Merz galt – neben dem Vorsitzenden der bayerischen CSU – als der Einzige, der ernsthaft ein Gegenprogramm zu Merkels Kurs verkörperte. Auf die CDU Einfluss nehmen konnte er in dieser Zeit allerdings kaum, da Merkel ihn 2002 vom Fraktionsvorsitz verdrängt hatte – er war der Scharfmacher im Wartestand.
Wie er es von dort aus bis ins Kanzleramt geschafft hat, verfolgen drei neue Bücher: Friedrich Merz.
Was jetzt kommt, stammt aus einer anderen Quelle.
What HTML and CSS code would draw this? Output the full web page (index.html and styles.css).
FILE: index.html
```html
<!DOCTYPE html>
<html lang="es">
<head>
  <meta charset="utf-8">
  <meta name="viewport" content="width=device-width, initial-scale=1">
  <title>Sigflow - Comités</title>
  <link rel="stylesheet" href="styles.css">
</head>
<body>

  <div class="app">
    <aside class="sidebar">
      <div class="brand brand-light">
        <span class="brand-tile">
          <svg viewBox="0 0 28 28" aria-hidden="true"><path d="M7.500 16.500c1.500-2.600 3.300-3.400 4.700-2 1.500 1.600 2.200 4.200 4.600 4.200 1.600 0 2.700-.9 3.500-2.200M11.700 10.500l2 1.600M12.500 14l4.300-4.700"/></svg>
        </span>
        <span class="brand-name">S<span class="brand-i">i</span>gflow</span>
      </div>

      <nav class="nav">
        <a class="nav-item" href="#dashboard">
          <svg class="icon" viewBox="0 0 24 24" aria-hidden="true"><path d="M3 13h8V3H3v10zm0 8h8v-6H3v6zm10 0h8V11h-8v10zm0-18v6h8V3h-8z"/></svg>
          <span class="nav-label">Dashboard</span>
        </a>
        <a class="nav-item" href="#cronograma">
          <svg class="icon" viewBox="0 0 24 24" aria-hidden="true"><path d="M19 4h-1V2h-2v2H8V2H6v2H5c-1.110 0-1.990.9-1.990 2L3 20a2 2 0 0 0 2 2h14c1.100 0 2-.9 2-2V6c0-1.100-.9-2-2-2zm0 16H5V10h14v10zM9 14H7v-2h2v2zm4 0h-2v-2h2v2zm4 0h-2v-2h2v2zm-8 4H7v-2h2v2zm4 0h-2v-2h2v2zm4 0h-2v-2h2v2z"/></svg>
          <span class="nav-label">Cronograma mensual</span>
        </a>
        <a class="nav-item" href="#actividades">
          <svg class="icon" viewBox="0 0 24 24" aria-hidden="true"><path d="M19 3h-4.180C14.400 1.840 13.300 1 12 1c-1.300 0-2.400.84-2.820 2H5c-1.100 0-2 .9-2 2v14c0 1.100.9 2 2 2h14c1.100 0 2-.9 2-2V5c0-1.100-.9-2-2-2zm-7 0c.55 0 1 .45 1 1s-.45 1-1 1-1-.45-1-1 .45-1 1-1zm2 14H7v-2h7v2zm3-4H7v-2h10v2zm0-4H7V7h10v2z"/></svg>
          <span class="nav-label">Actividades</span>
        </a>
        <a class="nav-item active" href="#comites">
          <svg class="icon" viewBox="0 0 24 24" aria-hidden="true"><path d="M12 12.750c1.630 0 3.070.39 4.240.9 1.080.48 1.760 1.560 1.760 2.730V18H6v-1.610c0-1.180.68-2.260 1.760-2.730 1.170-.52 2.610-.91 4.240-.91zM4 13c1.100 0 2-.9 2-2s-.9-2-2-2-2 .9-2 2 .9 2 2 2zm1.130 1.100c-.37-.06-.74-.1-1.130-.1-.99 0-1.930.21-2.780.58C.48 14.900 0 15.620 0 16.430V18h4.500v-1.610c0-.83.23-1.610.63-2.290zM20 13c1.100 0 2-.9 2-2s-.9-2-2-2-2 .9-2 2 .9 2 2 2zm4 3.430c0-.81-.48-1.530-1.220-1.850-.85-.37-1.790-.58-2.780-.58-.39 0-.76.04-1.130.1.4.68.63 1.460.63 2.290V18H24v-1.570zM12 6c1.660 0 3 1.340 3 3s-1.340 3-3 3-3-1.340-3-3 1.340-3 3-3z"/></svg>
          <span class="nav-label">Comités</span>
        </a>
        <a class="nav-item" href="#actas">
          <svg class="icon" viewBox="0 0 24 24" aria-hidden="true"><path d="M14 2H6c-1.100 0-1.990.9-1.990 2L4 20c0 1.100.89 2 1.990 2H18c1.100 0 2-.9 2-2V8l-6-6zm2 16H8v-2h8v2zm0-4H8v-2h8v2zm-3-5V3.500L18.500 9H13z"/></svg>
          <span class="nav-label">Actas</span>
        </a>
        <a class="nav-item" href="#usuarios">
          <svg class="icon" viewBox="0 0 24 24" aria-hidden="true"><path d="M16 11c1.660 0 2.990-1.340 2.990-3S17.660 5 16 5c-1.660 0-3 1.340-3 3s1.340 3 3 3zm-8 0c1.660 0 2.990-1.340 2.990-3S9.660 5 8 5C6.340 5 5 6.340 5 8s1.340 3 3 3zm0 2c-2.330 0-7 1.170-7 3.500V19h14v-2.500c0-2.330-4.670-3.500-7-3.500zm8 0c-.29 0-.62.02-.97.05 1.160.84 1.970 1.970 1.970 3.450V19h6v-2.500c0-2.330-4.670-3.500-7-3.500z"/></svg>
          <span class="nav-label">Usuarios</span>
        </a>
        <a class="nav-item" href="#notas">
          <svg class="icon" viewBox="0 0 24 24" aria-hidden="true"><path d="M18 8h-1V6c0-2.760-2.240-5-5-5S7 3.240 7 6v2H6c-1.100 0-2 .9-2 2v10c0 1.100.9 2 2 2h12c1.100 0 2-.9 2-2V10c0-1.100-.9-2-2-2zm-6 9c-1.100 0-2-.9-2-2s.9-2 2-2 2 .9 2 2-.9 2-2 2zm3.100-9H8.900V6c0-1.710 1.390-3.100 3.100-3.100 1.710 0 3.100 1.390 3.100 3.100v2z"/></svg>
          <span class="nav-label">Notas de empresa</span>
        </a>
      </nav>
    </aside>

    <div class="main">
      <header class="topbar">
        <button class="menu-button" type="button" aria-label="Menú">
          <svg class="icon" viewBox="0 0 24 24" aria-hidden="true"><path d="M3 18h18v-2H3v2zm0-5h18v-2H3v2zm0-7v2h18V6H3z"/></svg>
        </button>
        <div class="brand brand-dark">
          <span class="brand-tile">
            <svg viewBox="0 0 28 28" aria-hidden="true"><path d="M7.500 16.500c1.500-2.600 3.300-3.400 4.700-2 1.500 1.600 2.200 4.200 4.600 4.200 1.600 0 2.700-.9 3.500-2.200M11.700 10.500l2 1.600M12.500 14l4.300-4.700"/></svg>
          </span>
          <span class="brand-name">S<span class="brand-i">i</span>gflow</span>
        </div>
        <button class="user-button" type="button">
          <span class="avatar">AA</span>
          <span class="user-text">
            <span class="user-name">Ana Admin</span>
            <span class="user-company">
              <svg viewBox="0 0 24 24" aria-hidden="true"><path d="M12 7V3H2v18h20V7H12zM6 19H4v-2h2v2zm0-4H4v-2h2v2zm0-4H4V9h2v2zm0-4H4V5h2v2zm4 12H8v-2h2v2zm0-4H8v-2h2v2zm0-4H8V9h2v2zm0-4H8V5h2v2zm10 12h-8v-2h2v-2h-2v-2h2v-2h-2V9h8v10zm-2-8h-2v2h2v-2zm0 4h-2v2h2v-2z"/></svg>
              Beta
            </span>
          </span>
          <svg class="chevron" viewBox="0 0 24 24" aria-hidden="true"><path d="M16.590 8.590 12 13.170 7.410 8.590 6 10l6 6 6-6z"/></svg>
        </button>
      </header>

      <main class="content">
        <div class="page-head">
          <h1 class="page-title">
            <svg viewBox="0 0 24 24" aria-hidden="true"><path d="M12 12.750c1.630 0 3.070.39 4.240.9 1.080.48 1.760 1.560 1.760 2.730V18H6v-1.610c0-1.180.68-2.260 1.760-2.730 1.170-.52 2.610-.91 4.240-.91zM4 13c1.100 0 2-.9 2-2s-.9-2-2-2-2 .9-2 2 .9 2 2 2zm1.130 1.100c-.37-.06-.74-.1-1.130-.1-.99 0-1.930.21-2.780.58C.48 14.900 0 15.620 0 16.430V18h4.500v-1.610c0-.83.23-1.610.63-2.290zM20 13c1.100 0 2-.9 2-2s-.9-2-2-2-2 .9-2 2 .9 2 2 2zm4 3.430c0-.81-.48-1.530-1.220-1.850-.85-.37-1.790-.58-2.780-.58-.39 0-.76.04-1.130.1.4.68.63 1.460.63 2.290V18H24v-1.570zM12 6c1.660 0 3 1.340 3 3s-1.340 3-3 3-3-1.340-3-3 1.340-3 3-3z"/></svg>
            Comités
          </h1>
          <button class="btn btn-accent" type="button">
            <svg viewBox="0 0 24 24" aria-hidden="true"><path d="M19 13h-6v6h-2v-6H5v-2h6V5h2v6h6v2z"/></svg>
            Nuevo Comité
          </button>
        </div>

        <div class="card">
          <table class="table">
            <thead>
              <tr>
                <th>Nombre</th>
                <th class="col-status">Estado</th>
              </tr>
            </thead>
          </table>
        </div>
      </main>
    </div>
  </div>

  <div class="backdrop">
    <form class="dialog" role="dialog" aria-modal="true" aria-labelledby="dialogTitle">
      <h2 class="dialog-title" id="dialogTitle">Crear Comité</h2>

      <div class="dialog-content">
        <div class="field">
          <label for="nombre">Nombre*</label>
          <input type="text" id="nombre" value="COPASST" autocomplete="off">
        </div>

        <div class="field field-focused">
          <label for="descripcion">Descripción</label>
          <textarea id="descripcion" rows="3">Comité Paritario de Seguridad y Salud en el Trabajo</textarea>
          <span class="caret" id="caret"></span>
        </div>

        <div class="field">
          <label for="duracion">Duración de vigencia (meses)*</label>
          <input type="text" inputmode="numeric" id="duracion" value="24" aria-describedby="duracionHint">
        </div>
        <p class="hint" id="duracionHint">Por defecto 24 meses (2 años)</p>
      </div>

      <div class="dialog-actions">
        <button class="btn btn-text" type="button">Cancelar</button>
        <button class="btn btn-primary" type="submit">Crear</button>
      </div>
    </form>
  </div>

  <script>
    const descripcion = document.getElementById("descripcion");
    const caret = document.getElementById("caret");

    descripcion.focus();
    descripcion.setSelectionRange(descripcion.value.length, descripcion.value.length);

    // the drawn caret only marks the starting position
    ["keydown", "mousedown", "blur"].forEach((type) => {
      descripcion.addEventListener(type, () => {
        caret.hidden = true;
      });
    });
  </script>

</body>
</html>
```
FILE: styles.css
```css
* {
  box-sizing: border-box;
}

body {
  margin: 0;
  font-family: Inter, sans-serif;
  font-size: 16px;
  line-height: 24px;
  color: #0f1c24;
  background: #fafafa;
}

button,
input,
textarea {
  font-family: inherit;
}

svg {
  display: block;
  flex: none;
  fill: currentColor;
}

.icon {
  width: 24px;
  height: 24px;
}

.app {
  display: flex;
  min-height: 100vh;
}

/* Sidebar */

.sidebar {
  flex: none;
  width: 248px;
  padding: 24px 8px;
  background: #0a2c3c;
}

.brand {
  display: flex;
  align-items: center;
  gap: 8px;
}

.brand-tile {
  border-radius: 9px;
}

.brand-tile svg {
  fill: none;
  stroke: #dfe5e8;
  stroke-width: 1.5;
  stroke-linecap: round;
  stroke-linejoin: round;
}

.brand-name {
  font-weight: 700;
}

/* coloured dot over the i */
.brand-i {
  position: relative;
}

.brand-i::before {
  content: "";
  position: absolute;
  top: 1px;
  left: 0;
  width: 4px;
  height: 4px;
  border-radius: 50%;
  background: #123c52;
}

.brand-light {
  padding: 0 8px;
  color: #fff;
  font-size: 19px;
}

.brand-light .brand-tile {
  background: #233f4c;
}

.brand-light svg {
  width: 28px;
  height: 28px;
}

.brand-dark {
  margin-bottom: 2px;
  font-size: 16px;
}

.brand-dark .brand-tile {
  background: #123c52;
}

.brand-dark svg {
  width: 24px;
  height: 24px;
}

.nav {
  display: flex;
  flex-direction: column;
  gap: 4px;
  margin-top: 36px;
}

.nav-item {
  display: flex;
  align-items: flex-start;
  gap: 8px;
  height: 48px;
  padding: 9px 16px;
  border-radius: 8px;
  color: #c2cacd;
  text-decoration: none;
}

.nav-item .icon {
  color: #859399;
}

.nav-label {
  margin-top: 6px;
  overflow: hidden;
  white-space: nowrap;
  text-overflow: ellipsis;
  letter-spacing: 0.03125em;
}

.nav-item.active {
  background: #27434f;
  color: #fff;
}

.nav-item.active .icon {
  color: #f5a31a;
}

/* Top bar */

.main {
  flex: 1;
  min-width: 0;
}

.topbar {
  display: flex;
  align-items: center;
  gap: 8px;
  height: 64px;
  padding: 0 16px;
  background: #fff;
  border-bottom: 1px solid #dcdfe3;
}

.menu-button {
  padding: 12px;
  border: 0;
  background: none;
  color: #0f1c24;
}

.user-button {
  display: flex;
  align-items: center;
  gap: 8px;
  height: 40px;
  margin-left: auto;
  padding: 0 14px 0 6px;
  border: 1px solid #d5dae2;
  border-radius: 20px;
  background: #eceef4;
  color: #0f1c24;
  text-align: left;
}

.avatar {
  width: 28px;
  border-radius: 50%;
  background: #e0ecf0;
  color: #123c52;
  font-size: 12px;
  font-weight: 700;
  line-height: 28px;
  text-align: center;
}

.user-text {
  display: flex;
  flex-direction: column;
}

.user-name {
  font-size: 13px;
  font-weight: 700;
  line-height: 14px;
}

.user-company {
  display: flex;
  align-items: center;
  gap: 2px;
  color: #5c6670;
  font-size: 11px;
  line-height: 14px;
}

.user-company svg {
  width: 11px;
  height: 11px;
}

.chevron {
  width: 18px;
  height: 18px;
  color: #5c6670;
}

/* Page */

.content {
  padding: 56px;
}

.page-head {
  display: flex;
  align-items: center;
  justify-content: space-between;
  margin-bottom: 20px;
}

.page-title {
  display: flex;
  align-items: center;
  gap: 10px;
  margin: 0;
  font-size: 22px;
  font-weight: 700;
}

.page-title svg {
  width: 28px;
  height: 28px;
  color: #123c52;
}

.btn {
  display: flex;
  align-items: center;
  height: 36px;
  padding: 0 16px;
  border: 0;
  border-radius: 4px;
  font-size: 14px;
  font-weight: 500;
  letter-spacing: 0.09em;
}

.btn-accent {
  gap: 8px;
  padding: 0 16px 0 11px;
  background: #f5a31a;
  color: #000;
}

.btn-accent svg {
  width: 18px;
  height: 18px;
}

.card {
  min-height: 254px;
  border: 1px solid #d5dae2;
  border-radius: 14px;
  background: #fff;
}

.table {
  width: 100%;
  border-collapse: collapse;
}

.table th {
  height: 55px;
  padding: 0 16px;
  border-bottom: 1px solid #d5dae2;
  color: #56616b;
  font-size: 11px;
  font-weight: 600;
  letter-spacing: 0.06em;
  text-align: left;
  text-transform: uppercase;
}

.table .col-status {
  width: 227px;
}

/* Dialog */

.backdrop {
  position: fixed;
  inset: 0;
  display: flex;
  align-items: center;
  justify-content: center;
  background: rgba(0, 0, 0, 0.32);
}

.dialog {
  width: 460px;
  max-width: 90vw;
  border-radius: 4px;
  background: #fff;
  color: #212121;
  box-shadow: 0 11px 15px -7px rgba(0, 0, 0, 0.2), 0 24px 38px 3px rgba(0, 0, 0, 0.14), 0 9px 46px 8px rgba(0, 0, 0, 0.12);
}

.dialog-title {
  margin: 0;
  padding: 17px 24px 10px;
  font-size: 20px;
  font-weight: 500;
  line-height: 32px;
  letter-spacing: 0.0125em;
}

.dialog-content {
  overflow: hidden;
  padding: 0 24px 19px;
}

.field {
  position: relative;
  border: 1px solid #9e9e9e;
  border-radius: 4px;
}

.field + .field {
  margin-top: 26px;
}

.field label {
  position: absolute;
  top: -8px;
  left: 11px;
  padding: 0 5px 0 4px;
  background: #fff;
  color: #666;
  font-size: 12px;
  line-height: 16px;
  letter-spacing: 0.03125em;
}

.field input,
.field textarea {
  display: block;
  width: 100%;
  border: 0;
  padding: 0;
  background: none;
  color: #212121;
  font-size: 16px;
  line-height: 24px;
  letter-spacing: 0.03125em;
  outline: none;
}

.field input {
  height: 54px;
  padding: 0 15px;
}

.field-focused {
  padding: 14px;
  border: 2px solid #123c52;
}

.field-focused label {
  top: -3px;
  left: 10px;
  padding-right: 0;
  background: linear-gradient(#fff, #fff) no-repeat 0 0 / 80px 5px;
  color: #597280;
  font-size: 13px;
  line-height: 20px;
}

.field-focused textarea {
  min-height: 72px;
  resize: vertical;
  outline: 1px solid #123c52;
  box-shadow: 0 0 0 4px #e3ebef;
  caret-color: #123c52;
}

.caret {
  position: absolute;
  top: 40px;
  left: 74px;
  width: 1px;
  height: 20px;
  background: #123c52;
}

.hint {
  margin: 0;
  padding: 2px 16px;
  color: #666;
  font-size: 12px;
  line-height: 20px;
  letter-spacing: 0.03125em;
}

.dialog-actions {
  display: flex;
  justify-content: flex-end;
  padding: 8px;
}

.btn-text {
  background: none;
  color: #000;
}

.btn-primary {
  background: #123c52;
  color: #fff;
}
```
Die Biographie von Jutta Falke-Ischinger und Daniel Goffart, Friedrich Merz. Sein Weg zur Macht von Volker Resing und Der Unvermeidbare. Ein Blick hinter die Kulissen der Union von Sara Sievert. Liest man sie, wird das Bild von Merz als Gegenfigur zu Merkel brüchig, zeigen sich doch frappierende Ähnlichkeiten zwischen ihm und seiner größten politischen Gegnerin. Wie Merz galt auch Merkel vor ihrer Kanzlerschaft als beinharte Neoliberale – eine Art deutsche Margaret Thatcher. Erst die schlechten Wahlergebnisse und die erste Große Koalition brachten sie zum Einlenken.
Merz’ öffentliches Image als Neoliberaler ohne soziales Gewissen verdankt sich vor allem auch seiner Tätigkeit als Aufsichtsratschef des deutschen Ablegers von Blackrock. Gerade unter Linken gilt er seitdem als U-Boot der amerikanischen Finanzindustrie. […]
Merz soll so von dem Verdacht entlastet werden, diese Nähe könnte den künftigen Kanzler korrumpierbar machen. […]
Er arbeitete als Berater, Lobbyist und Wirtschaftsanwalt, nahm insgesamt neunzehn Aufsichtsratsmandate an, unter anderem von der Commerzbank, BASF, HSBC und – auf Vermittlung von Friede Springer, die im Aufsichtsrat des Hauptkonkurrenten saß – beim Recyclingunternehmen Interseroh. Zwar hatte sich Merz 2004 vom Fraktionsvorsitz und damit aus der ersten Liga der Bundespolitik zurückgezogen und 2007 angekündigt, nicht mehr für den Bundestag kandidieren zu wollen. Dennoch blieb er bis 2009 Bundestagsabgeordneter – auch wenn er in dieser Legislaturperiode keine einzige Rede mehr hielt, flossen die Diäten weiter.
Politische Mandate und wirtschaftliche Tätigkeiten überkreuzten sich bei Merz immer wieder.